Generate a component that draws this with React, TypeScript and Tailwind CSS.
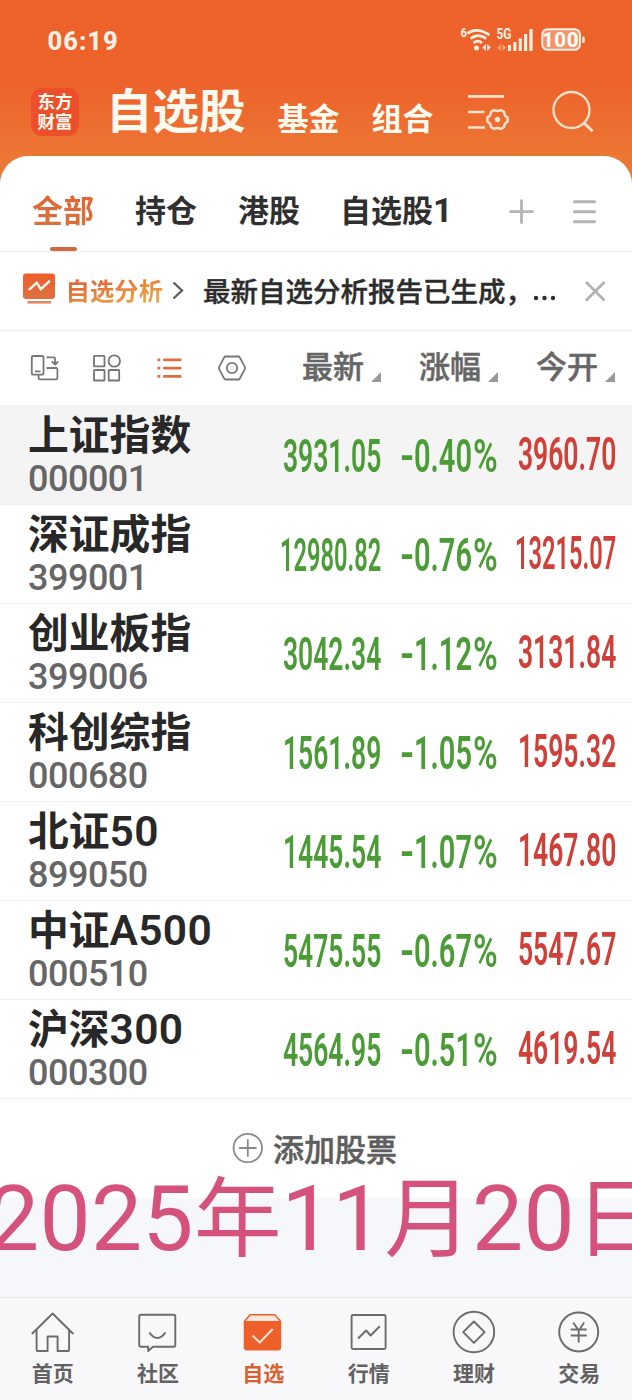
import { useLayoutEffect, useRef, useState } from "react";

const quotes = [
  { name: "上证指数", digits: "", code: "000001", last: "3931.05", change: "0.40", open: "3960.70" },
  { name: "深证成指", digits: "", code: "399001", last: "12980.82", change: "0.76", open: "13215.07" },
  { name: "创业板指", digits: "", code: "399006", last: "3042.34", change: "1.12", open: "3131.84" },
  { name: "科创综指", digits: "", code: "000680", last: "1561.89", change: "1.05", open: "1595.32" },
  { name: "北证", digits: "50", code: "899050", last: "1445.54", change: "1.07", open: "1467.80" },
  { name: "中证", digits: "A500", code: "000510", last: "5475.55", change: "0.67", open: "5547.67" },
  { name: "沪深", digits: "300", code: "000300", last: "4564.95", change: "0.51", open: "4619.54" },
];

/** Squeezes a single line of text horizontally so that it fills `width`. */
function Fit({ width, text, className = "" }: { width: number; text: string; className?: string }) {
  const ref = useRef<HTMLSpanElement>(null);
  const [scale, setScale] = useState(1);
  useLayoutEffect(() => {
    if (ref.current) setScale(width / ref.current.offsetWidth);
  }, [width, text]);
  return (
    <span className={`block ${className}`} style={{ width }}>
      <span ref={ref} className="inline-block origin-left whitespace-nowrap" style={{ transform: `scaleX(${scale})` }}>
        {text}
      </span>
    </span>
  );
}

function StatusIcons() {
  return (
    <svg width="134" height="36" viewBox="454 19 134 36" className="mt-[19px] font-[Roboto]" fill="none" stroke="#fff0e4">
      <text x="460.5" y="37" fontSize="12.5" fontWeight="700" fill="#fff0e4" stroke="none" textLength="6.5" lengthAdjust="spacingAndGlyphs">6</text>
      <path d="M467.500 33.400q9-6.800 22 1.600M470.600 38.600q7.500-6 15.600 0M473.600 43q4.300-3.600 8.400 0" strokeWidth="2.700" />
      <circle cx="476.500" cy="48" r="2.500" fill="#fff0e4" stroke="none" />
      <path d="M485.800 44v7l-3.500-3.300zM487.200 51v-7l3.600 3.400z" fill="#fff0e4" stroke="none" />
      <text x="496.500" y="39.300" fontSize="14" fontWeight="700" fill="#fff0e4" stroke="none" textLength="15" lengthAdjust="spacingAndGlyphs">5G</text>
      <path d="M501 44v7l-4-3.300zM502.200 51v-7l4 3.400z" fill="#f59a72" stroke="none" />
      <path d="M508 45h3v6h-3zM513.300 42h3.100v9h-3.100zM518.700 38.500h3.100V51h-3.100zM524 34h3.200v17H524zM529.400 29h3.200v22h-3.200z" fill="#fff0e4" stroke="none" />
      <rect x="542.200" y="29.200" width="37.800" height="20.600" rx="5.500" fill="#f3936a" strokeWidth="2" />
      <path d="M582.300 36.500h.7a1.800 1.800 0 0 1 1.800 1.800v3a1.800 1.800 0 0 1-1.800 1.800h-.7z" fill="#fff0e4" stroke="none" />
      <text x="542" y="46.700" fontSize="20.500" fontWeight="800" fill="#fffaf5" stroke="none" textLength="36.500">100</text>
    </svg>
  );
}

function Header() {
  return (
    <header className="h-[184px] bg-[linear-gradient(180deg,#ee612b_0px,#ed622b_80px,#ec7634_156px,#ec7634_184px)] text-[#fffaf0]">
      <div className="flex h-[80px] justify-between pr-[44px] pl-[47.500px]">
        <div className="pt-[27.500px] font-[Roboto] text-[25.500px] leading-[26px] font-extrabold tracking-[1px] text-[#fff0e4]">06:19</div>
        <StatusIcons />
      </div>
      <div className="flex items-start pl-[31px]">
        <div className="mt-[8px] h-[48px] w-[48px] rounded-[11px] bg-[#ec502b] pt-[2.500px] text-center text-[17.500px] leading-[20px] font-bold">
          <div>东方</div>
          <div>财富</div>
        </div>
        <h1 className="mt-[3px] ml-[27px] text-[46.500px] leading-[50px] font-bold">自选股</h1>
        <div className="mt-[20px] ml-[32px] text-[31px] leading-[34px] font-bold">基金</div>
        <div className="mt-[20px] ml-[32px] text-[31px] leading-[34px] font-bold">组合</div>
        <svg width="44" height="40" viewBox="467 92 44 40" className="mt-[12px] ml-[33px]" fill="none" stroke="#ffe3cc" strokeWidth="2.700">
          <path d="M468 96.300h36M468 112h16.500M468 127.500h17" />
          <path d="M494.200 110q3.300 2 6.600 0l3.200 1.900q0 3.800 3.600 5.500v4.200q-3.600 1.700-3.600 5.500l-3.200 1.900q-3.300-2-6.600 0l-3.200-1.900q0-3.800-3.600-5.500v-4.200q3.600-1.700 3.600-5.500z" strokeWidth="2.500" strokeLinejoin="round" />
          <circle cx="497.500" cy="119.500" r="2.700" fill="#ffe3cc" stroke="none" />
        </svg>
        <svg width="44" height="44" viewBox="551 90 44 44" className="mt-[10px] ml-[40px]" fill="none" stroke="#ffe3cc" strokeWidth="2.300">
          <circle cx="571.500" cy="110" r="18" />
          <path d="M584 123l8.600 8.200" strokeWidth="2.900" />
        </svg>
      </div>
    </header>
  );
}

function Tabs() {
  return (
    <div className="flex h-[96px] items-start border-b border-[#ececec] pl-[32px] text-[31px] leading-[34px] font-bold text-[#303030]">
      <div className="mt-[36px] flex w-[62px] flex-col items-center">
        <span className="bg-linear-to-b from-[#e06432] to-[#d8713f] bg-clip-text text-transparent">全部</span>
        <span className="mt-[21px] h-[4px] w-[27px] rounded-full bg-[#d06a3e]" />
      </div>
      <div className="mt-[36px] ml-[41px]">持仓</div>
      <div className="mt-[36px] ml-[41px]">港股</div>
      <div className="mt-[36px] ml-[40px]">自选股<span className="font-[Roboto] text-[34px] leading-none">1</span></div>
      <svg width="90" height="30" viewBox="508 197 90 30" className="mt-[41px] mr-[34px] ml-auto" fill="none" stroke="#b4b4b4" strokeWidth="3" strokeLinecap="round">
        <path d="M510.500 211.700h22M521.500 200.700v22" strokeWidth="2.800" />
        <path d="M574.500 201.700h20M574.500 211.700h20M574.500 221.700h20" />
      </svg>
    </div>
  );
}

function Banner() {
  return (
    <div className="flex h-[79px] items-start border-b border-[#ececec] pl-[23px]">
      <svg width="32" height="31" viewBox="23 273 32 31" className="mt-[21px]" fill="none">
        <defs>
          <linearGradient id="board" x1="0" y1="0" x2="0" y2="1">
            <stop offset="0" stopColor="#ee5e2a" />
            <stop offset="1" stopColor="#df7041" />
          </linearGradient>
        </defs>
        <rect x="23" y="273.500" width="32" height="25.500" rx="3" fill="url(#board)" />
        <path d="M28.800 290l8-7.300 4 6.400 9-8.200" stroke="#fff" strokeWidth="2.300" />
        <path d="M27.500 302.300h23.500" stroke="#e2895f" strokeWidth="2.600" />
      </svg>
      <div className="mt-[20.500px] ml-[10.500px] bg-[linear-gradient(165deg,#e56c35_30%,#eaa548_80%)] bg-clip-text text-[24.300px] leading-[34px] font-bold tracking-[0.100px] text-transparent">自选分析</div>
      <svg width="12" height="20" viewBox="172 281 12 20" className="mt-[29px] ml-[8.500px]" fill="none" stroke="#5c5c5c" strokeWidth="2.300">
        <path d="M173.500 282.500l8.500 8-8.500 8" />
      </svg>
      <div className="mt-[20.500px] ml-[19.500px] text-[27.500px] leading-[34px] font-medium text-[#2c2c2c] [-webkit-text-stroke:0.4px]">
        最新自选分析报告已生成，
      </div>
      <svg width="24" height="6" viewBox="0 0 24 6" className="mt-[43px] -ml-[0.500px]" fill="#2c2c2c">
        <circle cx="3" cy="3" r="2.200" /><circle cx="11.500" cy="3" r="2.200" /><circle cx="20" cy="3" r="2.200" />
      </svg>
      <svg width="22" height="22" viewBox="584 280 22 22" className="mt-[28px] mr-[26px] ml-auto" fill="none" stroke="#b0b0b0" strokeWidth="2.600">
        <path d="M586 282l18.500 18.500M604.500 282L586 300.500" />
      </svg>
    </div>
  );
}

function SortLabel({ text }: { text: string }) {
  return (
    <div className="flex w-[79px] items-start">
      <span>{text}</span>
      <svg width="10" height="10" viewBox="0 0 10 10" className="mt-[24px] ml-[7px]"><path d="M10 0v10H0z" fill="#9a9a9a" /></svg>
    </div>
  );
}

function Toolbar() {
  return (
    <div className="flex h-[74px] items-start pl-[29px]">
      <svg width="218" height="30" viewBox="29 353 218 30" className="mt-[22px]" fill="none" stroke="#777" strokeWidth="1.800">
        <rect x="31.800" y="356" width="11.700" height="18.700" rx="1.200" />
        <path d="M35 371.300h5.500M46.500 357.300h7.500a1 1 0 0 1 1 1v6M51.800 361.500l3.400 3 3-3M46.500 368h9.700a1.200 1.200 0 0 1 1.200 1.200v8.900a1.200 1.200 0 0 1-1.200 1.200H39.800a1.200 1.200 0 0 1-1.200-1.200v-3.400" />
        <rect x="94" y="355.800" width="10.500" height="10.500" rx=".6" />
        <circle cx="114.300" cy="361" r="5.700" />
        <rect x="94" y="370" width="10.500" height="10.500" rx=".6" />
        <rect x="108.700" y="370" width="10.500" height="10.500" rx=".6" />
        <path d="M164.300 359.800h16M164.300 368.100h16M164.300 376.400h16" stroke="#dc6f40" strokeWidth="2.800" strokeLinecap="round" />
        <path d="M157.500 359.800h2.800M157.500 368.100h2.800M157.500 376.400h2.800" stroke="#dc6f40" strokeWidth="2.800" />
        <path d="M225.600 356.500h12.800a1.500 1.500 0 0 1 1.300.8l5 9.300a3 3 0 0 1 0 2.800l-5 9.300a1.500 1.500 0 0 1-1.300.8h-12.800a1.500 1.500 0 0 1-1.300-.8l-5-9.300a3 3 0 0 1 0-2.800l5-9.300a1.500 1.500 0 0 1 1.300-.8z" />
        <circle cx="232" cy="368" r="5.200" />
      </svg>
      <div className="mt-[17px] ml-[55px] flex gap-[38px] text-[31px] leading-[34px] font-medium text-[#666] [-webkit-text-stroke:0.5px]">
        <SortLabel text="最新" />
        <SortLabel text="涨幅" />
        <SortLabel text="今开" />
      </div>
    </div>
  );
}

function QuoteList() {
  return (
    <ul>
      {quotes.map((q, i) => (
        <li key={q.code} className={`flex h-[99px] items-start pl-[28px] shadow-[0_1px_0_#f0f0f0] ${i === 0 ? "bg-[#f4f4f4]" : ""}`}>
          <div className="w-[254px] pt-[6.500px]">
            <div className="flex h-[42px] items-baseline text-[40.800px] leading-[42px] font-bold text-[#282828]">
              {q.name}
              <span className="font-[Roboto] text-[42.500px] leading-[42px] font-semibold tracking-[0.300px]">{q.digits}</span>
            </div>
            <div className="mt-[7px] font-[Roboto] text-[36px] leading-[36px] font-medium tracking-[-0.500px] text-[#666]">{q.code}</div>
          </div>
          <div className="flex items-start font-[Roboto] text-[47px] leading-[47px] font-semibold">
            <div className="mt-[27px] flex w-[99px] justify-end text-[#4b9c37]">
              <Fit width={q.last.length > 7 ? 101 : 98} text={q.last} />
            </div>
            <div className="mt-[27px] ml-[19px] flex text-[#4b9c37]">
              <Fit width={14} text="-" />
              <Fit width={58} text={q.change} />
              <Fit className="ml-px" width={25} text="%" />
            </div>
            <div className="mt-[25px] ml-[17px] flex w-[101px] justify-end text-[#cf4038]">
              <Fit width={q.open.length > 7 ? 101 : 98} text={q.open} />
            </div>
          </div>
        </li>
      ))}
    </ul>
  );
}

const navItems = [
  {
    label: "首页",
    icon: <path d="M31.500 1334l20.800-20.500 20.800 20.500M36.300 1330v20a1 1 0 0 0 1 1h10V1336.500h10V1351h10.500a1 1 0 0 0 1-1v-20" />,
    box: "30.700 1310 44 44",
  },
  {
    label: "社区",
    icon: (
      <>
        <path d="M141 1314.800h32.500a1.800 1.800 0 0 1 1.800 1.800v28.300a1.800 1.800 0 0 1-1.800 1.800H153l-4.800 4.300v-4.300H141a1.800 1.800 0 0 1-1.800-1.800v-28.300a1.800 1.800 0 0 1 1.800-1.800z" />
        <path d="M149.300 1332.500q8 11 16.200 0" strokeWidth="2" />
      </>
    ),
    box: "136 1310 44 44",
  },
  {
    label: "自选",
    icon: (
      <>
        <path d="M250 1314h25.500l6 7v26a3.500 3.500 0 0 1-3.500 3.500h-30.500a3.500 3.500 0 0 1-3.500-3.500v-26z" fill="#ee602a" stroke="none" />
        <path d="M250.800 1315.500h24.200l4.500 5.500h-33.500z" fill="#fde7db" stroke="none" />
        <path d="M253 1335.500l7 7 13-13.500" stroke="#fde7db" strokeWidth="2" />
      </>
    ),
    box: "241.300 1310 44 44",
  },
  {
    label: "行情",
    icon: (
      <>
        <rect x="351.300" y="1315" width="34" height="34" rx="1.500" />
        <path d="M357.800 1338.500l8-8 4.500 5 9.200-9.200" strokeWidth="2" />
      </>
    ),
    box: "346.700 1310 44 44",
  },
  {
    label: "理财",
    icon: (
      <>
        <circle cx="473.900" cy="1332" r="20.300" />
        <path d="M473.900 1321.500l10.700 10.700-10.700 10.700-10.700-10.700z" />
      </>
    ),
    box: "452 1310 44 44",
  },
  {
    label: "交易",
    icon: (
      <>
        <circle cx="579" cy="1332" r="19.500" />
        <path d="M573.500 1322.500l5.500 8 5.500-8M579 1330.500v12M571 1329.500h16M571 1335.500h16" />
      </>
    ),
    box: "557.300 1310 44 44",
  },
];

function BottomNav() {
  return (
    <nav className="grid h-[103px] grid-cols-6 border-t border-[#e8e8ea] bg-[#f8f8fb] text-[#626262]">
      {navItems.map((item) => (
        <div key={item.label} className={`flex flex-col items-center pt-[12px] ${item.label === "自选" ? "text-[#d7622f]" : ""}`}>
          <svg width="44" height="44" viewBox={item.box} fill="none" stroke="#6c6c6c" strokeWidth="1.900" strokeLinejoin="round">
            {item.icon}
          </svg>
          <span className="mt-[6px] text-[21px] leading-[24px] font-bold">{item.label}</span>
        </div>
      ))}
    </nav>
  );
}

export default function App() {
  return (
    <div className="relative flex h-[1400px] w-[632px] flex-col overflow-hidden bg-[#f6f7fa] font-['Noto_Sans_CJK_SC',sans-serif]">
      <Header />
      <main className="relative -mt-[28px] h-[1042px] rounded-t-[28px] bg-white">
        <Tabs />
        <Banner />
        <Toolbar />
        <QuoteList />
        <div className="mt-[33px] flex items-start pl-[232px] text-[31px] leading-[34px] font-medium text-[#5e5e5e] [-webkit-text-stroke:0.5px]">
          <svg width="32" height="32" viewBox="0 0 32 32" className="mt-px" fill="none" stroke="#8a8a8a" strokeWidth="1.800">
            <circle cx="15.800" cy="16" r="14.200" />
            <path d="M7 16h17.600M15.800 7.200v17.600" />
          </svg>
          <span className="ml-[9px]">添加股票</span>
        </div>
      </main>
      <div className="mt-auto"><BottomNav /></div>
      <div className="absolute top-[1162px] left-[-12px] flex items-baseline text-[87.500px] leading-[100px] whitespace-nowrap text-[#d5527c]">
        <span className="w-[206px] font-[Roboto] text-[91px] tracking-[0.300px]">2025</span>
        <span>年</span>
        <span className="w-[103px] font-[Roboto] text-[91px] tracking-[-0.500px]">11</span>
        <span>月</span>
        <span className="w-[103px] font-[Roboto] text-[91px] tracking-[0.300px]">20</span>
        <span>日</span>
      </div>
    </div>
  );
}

## Your objective
Write out each line of the listing above, exactly, from its first line to the line holding "useLayoutEffect, useRef, useState", inclusive. Skip the pictures.

## Result below
Generate a component that draws this with React, TypeScript and Tailwind CSS.
import { useLayoutEffect, useRef, useState } from "react";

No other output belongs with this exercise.